RECORDED DATA –
______________________________
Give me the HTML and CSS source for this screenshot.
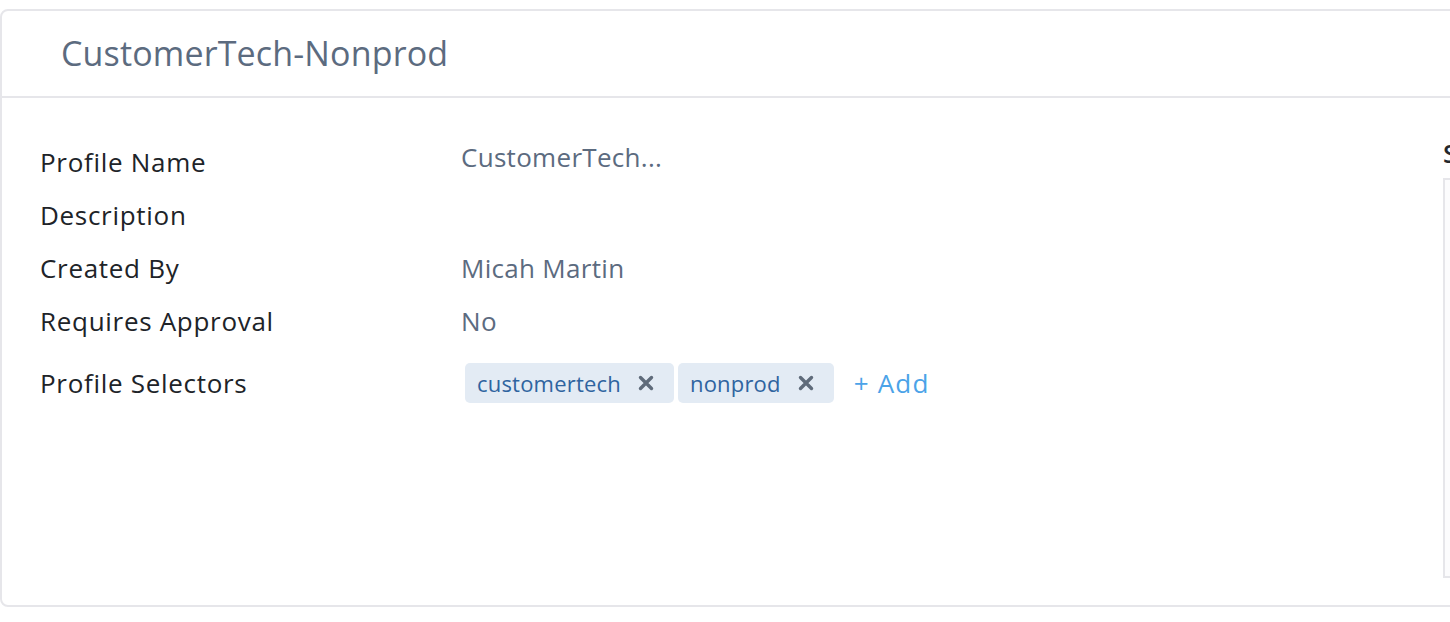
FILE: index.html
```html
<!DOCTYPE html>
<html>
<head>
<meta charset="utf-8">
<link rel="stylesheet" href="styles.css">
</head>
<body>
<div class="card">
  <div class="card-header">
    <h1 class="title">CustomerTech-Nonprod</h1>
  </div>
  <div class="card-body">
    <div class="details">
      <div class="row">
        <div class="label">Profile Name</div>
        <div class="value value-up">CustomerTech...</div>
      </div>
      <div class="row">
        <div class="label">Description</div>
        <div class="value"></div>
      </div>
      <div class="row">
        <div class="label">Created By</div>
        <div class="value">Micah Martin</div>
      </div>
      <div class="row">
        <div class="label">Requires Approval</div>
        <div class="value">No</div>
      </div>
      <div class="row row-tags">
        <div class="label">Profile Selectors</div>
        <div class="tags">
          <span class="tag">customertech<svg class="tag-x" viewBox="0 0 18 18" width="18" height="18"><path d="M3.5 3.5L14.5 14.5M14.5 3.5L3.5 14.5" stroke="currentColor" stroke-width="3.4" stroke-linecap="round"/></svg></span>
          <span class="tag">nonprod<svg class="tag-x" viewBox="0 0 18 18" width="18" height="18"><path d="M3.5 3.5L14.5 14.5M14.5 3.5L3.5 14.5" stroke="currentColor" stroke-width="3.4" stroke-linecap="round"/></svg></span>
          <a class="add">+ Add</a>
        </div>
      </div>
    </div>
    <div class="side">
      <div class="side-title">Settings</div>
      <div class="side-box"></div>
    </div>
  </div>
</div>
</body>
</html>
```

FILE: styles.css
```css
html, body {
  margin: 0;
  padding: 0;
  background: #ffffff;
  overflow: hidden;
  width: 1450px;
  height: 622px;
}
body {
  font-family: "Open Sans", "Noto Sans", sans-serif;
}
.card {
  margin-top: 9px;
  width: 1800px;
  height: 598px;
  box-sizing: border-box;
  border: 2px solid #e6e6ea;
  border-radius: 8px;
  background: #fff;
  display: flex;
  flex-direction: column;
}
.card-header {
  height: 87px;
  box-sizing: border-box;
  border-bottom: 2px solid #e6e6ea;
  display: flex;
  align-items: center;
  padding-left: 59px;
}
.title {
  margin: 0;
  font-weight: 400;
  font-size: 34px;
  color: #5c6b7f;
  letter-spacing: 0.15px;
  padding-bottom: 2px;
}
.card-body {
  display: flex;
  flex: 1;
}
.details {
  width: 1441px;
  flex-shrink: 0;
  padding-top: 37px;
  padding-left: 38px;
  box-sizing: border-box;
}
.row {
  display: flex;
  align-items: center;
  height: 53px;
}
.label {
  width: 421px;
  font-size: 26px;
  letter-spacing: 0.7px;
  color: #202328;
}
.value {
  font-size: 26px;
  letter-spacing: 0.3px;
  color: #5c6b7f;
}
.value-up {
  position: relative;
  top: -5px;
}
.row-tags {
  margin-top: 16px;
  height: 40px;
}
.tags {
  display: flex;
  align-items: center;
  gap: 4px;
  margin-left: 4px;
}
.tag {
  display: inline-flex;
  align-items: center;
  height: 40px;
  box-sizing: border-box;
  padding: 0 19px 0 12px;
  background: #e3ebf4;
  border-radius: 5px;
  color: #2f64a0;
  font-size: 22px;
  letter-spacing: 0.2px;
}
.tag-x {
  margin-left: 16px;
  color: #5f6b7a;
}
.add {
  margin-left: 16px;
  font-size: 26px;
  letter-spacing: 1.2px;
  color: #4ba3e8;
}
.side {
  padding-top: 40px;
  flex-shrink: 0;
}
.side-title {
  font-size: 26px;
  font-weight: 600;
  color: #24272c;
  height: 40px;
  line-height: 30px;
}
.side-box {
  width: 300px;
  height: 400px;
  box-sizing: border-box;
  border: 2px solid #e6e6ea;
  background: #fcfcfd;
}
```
______________________________
What is needed is an exact reproduction of the data, pictures excluded.

SOLVED PROBLEM –
Give me the HTML and CSS source for this screenshot.
FILE: index.html
```html
<!DOCTYPE html>
<html>
<head>
<meta charset="utf-8">
<link rel="stylesheet" href="styles.css">
</head>
<body>
<div class="card">
  <div class="card-header">
    <h1 class="title">CustomerTech-Nonprod</h1>
  </div>
  <div class="card-body">
    <div class="details">
      <div class="row">
        <div class="label">Profile Name</div>
        <div class="value value-up">CustomerTech...</div>
      </div>
      <div class="row">
        <div class="label">Description</div>
        <div class="value"></div>
      </div>
      <div class="row">
        <div class="label">Created By</div>
        <div class="value">Micah Martin</div>
      </div>
      <div class="row">
        <div class="label">Requires Approval</div>
        <div class="value">No</div>
      </div>
      <div class="row row-tags">
        <div class="label">Profile Selectors</div>
        <div class="tags">
          <span class="tag">customertech<svg class="tag-x" viewBox="0 0 18 18" width="18" height="18"><path d="M3.5 3.5L14.5 14.5M14.5 3.5L3.5 14.5" stroke="currentColor" stroke-width="3.4" stroke-linecap="round"/></svg></span>
          <span class="tag">nonprod<svg class="tag-x" viewBox="0 0 18 18" width="18" height="18"><path d="M3.5 3.5L14.5 14.5M14.5 3.5L3.5 14.5" stroke="currentColor" stroke-width="3.4" stroke-linecap="round"/></svg></span>
          <a class="add">+ Add</a>
        </div>
      </div>
    </div>
    <div class="side">
      <div class="side-title">Settings</div>
      <div class="side-box"></div>
    </div>
  </div>
</div>
</body>
</html>
```

FILE: styles.css
```css
html, body {
  margin: 0;
  padding: 0;
  background: #ffffff;
  overflow: hidden;
  width: 1450px;
  height: 622px;
}
body {
  font-family: "Open Sans", "Noto Sans", sans-serif;
}
.card {
  margin-top: 9px;
  width: 1800px;
  height: 598px;
  box-sizing: border-box;
  border: 2px solid #e6e6ea;
  border-radius: 8px;
  background: #fff;
  display: flex;
  flex-direction: column;
}
.card-header {
  height: 87px;
  box-sizing: border-box;
  border-bottom: 2px solid #e6e6ea;
  display: flex;
  align-items: center;
  padding-left: 59px;
}
.title {
  margin: 0;
  font-weight: 400;
  font-size: 34px;
  color: #5c6b7f;
  letter-spacing: 0.15px;
  padding-bottom: 2px;
}
.card-body {
  display: flex;
  flex: 1;
}
.details {
  width: 1441px;
  flex-shrink: 0;
  padding-top: 37px;
  padding-left: 38px;
  box-sizing: border-box;
}
.row {
  display: flex;
  align-items: center;
  height: 53px;
}
.label {
  width: 421px;
  font-size: 26px;
  letter-spacing: 0.7px;
  color: #202328;
}
.value {
  font-size: 26px;
  letter-spacing: 0.3px;
  color: #5c6b7f;
}
.value-up {
  position: relative;
  top: -5px;
}
.row-tags {
  margin-top: 16px;
  height: 40px;
}
.tags {
  display: flex;
  align-items: center;
  gap: 4px;
  margin-left: 4px;
}
.tag {
  display: inline-flex;
  align-items: center;
  height: 40px;
  box-sizing: border-box;
  padding: 0 19px 0 12px;
  background: #e3ebf4;
  border-radius: 5px;
  color: #2f64a0;
  font-size: 22px;
  letter-spacing: 0.2px;
}
.tag-x {
  margin-left: 16px;
  color: #5f6b7a;
}
.add {
  margin-left: 16px;
  font-size: 26px;
  letter-spacing: 1.2px;
  color: #4ba3e8;
}
.side {
  padding-top: 40px;
  flex-shrink: 0;
}
.side-title {
  font-size: 26px;
  font-weight: 600;
  color: #24272c;
  height: 40px;
  line-height: 30px;
}
.side-box {
  width: 300px;
  height: 400px;
  box-sizing: border-box;
  border: 2px solid #e6e6ea;
  background: #fcfcfd;
}
```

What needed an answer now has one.